TL;DR: A crane rail survey Melbourne operators can rely on means gauge, straightness and level checked to AS 1418.18 tolerances on ship-to-shore and RMG cranes at the Port of Melbourne, overhead and gantry cranes across the western and south-eastern fabrication belt, and powerhouse cranes in the Latrobe Valley. Industrial Spatial Solutions (ISS) delivers robotic total-station and 3D laser-scanning rail alignment to ±1–2 mm, referenced to AS 1418.18 and your project specification, inside live possession and shutdown windows.
Key takeaways
- A crane rail survey Melbourne sites need verifies four parameters — span (gauge), straightness, level (elevation difference between rails), and rail-head wear — against AS 1418.18:2018, with span held to ±5 mm for runways ≤19 m and tightened to ±3 mm on heavy-duty and quay cranes.
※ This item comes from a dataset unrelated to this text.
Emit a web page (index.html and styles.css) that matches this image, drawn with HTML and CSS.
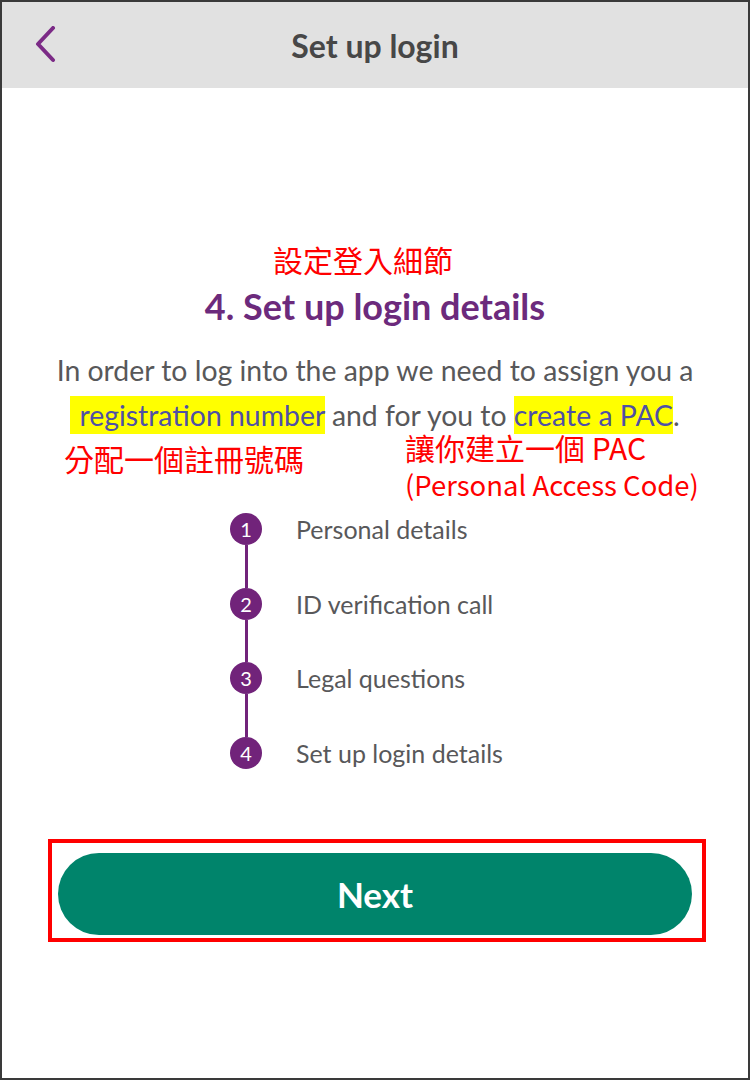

- The Port of Melbourne runs Australia's largest fleet of rail-mounted container cranes — ship-to-shore (STS) cranes and rail-mounted gantries (RMGs) at Swanson, Appleton and Webb Docks — where rail drift drives wheel wear, skewing and operational speed restrictions long before it derails a crane.
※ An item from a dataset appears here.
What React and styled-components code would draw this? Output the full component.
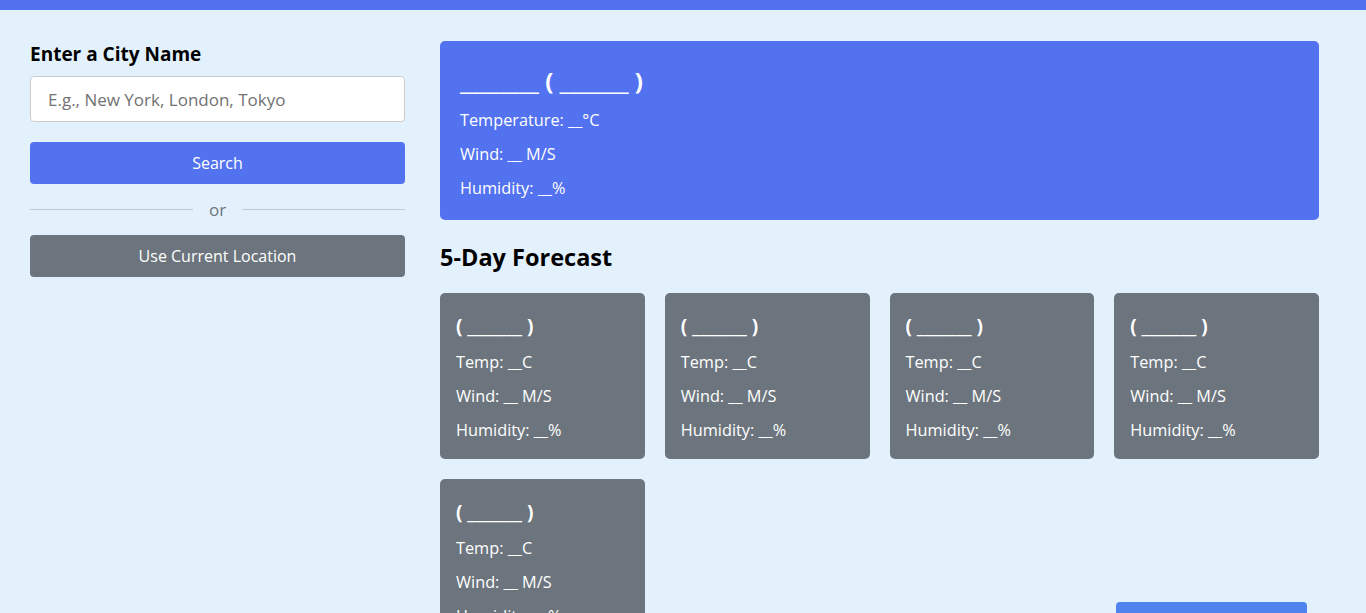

- ISS achieves rail alignment verification to ±1–2 mm using robotic total stations (Leica TS16/MS60 class) and 3D laser scanning, with adjustment values computed per support so your maintenance crew can shim and re-clip without guesswork.
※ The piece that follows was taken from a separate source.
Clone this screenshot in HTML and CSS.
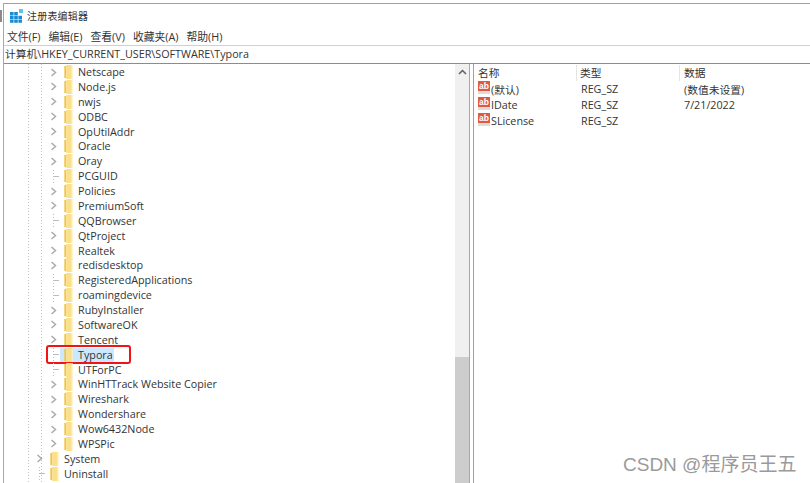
FILE: index.html
```html
<!DOCTYPE html>
<html lang="en">
<head>
    <meta charset="UTF-8">
    <title>注册表编辑器</title>
    <link rel="stylesheet" href="styles.css">
</head>
<body>
    <svg class="defs" width="0" height="0">
        <symbol id="chev" viewBox="0 0 7 9"><path d="M1.5 1 L5.5 4.5 L1.5 8" fill="none" stroke="#ababab" stroke-width="1.5"/></symbol>
        <symbol id="folder" viewBox="0 0 11 15"><path d="M1 1h2v13H1z" fill="#f0c44e"/><path d="M3 0h6v15H3z" fill="#fbe08c"/><path d="M9 0h1v15H9z" fill="#fff0c0"/></symbol>
    </svg>
    <div class="remnant"></div>
    <div class="window">
        <div class="titlebar">
            <svg class="app-icon" width="14" height="15" viewBox="0 0 14 15">
                <path d="M0 4h3.6v3.2H0zM4.2 4h3.6v3.2H4.2zM0 7.8h3.6V11H0zM4.2 7.8h3.6V11H4.2zM8.4 7.8H12V11H8.4zM0 11.6h3.6v3.2H0zM4.2 11.6h3.6v3.2H4.2zM8.4 11.6H12v3.2H8.4z" fill="#1a8ad4"/>
                <path d="M9 1h4v4H9z" fill="#5cc4ea"/>
            </svg>
            <span>注册表编辑器</span>
        </div>
        <div class="menubar">
            <span>文件(F)</span>
            <span>编辑(E)</span>
            <span>查看(V)</span>
            <span>收藏夹(A)</span>
            <span>帮助(H)</span>
        </div>
        <div class="address">计算机\HKEY_CURRENT_USER\SOFTWARE\Typora</div>
        <div class="panes">
            <div class="tree">
                <div class="row"><svg class="chev"><use href="#chev"/></svg><svg class="folder"><use href="#folder"/></svg><span class="label">Netscape</span></div>
                <div class="row"><svg class="chev"><use href="#chev"/></svg><svg class="folder"><use href="#folder"/></svg><span class="label">Node.js</span></div>
                <div class="row"><svg class="chev"><use href="#chev"/></svg><svg class="folder"><use href="#folder"/></svg><span class="label">nwjs</span></div>
                <div class="row"><svg class="chev"><use href="#chev"/></svg><svg class="folder"><use href="#folder"/></svg><span class="label">ODBC</span></div>
                <div class="row"><svg class="chev"><use href="#chev"/></svg><svg class="folder"><use href="#folder"/></svg><span class="label">OpUtilAddr</span></div>
                <div class="row"><svg class="chev"><use href="#chev"/></svg><svg class="folder"><use href="#folder"/></svg><span class="label">Oracle</span></div>
                <div class="row"><svg class="chev"><use href="#chev"/></svg><svg class="folder"><use href="#folder"/></svg><span class="label">Oray</span></div>
                <div class="row leaf"><i class="dash"></i><svg class="folder"><use href="#folder"/></svg><span class="label">PCGUID</span></div>
                <div class="row"><svg class="chev"><use href="#chev"/></svg><svg class="folder"><use href="#folder"/></svg><span class="label">Policies</span></div>
                <div class="row"><svg class="chev"><use href="#chev"/></svg><svg class="folder"><use href="#folder"/></svg><span class="label">PremiumSoft</span></div>
                <div class="row leaf"><i class="dash"></i><svg class="folder"><use href="#folder"/></svg><span class="label">QQBrowser</span></div>
                <div class="row"><svg class="chev"><use href="#chev"/></svg><svg class="folder"><use href="#folder"/></svg><span class="label">QtProject</span></div>
                <div class="row"><svg class="chev"><use href="#chev"/></svg><svg class="folder"><use href="#folder"/></svg><span class="label">Realtek</span></div>
                <div class="row"><svg class="chev"><use href="#chev"/></svg><svg class="folder"><use href="#folder"/></svg><span class="label">redisdesktop</span></div>
                <div class="row leaf"><i class="dash"></i><svg class="folder"><use href="#folder"/></svg><span class="label">RegisteredApplications</span></div>
                <div class="row leaf"><i class="dash"></i><svg class="folder"><use href="#folder"/></svg><span class="label">roamingdevice</span></div>
                <div class="row"><svg class="chev"><use href="#chev"/></svg><svg class="folder"><use href="#folder"/></svg><span class="label">RubyInstaller</span></div>
                <div class="row"><svg class="chev"><use href="#chev"/></svg><svg class="folder"><use href="#folder"/></svg><span class="label">SoftwareOK</span></div>
                <div class="row"><svg class="chev"><use href="#chev"/></svg><svg class="folder"><use href="#folder"/></svg><span class="label">Tencent</span></div>
                <div class="row leaf selected"><i class="dash"></i><svg class="folder"><use href="#folder"/></svg><span class="label">Typora</span><i class="mark"></i></div>
                <div class="row leaf"><i class="dash"></i><svg class="folder"><use href="#folder"/></svg><span class="label">UTForPC</span></div>
                <div class="row"><svg class="chev"><use href="#chev"/></svg><svg class="folder"><use href="#folder"/></svg><span class="label">WinHTTrack Website Copier</span></div>
                <div class="row"><svg class="chev"><use href="#chev"/></svg><svg class="folder"><use href="#folder"/></svg><span class="label">Wireshark</span></div>
                <div class="row"><svg class="chev"><use href="#chev"/></svg><svg class="folder"><use href="#folder"/></svg><span class="label">Wondershare</span></div>
                <div class="row"><svg class="chev"><use href="#chev"/></svg><svg class="folder"><use href="#folder"/></svg><span class="label">Wow6432Node</span></div>
                <div class="row"><svg class="chev"><use href="#chev"/></svg><svg class="folder"><use href="#folder"/></svg><span class="label">WPSPic</span></div>
                <div class="row top"><svg class="chev"><use href="#chev"/></svg><svg class="folder"><use href="#folder"/></svg><span class="label">System</span></div>
                <div class="row top leaf"><i class="dash"></i><svg class="folder"><use href="#folder"/></svg><span class="label">Uninstall</span></div>
            </div>
            <div class="scrollbar">
                <svg class="up" width="9" height="6" viewBox="0 0 9 6"><path d="M1 5 L4.5 1.5 L8 5" fill="none" stroke="#606060" stroke-width="1.5"/></svg>
                <div class="thumb"></div>
            </div>
            <div class="values">
                <div class="vrow vhead"><span class="c1">名称</span><span class="c2">类型</span><span class="c3">数据</span></div>
                <div class="vrow"><span class="c1"><span class="ab">ab</span>(默认)</span><span class="c2 reg">REG_SZ</span><span class="c3">(数值未设置)</span></div>
                <div class="vrow"><span class="c1"><span class="ab">ab</span>IDate</span><span class="c2 reg">REG_SZ</span><span class="c3">7/21/2022</span></div>
                <div class="vrow"><span class="c1"><span class="ab">ab</span>SLicense</span><span class="c2 reg">REG_SZ</span><span class="c3"></span></div>
            </div>
        </div>
    </div>
    <div class="watermark">CSDN @程序员王五</div>
</body>
</html>
```

FILE: styles.css
```css
html, body {
    margin: 0;
    padding: 0;
    height: 100%;
    overflow: hidden;
    background: #fff;
}
body {
    font-family: "Open Sans", "Noto Sans CJK SC", sans-serif;
    font-size: 10.75px;
    color: #333;
}
.defs {
    position: absolute;
}
.remnant {
    position: absolute;
    left: 0;
    top: 10px;
    width: 2px;
    height: 12px;
    background: #8a8a8a;
}
.window {
    height: 480px;
    margin: 3px 0 0 3px;
    border-top: 1px solid #a0a0a0;
    border-left: 1px solid #a8a8a8;
    display: flex;
    flex-direction: column;
    overflow: hidden;
}
.titlebar {
    height: 23px;
    display: flex;
    align-items: center;
    gap: 3px;
    padding-left: 6px;
    font-family: "Noto Sans CJK SC", sans-serif;
    font-size: 10px;
    letter-spacing: 0.2px;
}
.menubar {
    height: 18px;
    display: flex;
    align-items: center;
    gap: 8px;
    padding-left: 3px;
    font-size: 10.8px;
}
.address {
    height: 17px;
    line-height: 17px;
    padding-left: 1px;
    border-top: 1px solid #d0d0d0;
    border-bottom: 1px solid #8c8c8c;
    white-space: nowrap;
}
.panes {
    flex: 1;
    display: flex;
    min-height: 0;
}
.tree {
    position: relative;
    width: 451px;
    padding-top: 0.6px;
    background:
        repeating-linear-gradient(to bottom, #c4c4c4 0 1px, transparent 1px 3px) 24px 0 / 1px 100% no-repeat,
        repeating-linear-gradient(to bottom, #c4c4c4 0 1px, transparent 1px 3px) 37px 0 / 1px 100% no-repeat;
}
.row {
    height: 14.89px;
    display: flex;
    align-items: center;
    position: relative;
    padding-left: 47px;
    white-space: nowrap;
}
.row.top {
    padding-left: 33px;
}
.chev {
    width: 7px;
    height: 9px;
    margin-right: 6px;
    margin-left: -1px;
    flex: none;
}
.folder {
    width: 11px;
    height: 14px;
    margin-right: 3px;
    flex: none;
}
.dash {
    width: 6px;
    height: 1px;
    margin: 0 4px 0 2px;
    flex: none;
    position: relative;
    background: #bdbdbd;
}
.dash::before {
    content: "";
    position: absolute;
    left: 0;
    top: -6px;
    width: 1px;
    height: 13px;
    background: repeating-linear-gradient(to bottom, #bdbdbd 0 1px, transparent 1px 3px);
}
.label {
    padding: 0 1px;
    line-height: 14px;
}
.selected .label {
    background: #cce8ff;
}
.selected .folder {
    background: #cce8ff;
    padding: 0 3px;
    margin: 0 0 0 -3px;
}
.mark {
    position: absolute;
    left: 42px;
    top: -2px;
    width: 81px;
    height: 15px;
    border: 2px solid #f01414;
    border-radius: 3px;
}
.scrollbar {
    width: 14px;
    background: #f0f0f0;
    border-right: 1px solid #a8a8a8;
    position: relative;
    flex: none;
}
.up {
    display: block;
    margin: 5px auto 0;
}
.thumb {
    position: absolute;
    left: 0;
    right: 0;
    top: 293px;
    bottom: 0;
    background: #cdcdcd;
}
.values {
    flex: 1;
    margin-left: 3px;
    border-left: 1px solid #a0a0a0;
    padding-top: 1px;
}
.vrow {
    height: 16px;
    display: flex;
    align-items: center;
    white-space: nowrap;
}
.vhead span {
    border-right: 1px solid #e5e5e5;
    height: 16px;
    line-height: 16px;
}
.c1 {
    width: 103px;
    padding-left: 4px;
    box-sizing: border-box;
    display: flex;
    align-items: center;
}
.c2 {
    width: 103px;
    padding-left: 3px;
    box-sizing: border-box;
}
.c2.reg {
    padding-left: 4px;
}
.c3 {
    padding-left: 4px;
}
.vhead .c3 {
    border-right: 0;
}
.ab {
    width: 12px;
    height: 10px;
    margin: -3px 1px 0 0;
    flex: none;
    background: #e25a3e;
    border-bottom: 3px solid #dcdcdc;
    color: #fff;
    font-family: "Liberation Sans", sans-serif;
    font-size: 8.5px;
    font-weight: 700;
    line-height: 10px;
    text-align: center;
}
.watermark {
    position: absolute;
    left: 623px;
    top: 449px;
    font-family: "Liberation Sans", "Noto Sans CJK SC", sans-serif;
    font-size: 19px;
    color: #9a9a9a;
    white-space: nowrap;
}
```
- A typical Melbourne crane rail survey runs roughly $3,000–$8,000 depending on runway length, crane count, access and out-of-hours requirements — against single-wheel-set replacement at $2,000–$8,000 and a derailment that can run into six or seven figures.
- AS 2550.1 requires crane runways to be inspected at least annually; severe-duty cranes at the port, in foundries and across the Latrobe Valley powerhouses justify six-monthly rail surveys, all delivered referenced to GDA2020/MGA2020 and AHD under the Surveying Act 2004 (Vic).
Table of contents
- Crane rail surveying in the Melbourne region
- Where crane rail surveys are needed across Melbourne
- Method and equipment for a Melbourne crane rail survey
- Standards and tolerances
- Why ISS for crane rail in Melbourne
- Frequently asked questions
- Request a crane rail survey quote
Crane rail surveying in the Melbourne region
Crane rail is one of the most demanding survey disciplines in Victoria's industrial economy because Melbourne concentrates so many different crane types in one place. The Port of Melbourne alone — Australia's busiest container and general-cargo port, moving roughly 3 million TEU and over 100 million tonnes a year — runs ship-to-shore quay cranes on rail gauges typically of 30 metres or more, alongside rail-mounted gantries stacking containers in the yard. Inland, the fabrication and process belt across Laverton North, Truganina, Dandenong South and Campbellfield is full of overhead travelling cranes and goliath gantries; the Latrobe Valley powerhouses run boiler-house and turbine-hall cranes that have been in service for decades. Each of these needs the same four measurements, but at very different scales and tolerances.
The reason a crane rail alignment survey matters here is mechanical, not cosmetic. A crane runway is a precision track: when the rails drift out of gauge, run out of straightness, or fall out of level between sides, the crane cannot travel freely. The wheels load unevenly and wear out early, the travel motors draw more current and trip, the bridge skews and crabs as it pulls diagonally, and at the limit the wheel flanges climb the rail and the crane derails. On a quay crane lifting a loaded container over a ship, or a powerhouse crane handling a turbine rotor, that progression is a safety event, not a maintenance note. Survey-grade rail measurement catches the drift while it is still a shim adjustment.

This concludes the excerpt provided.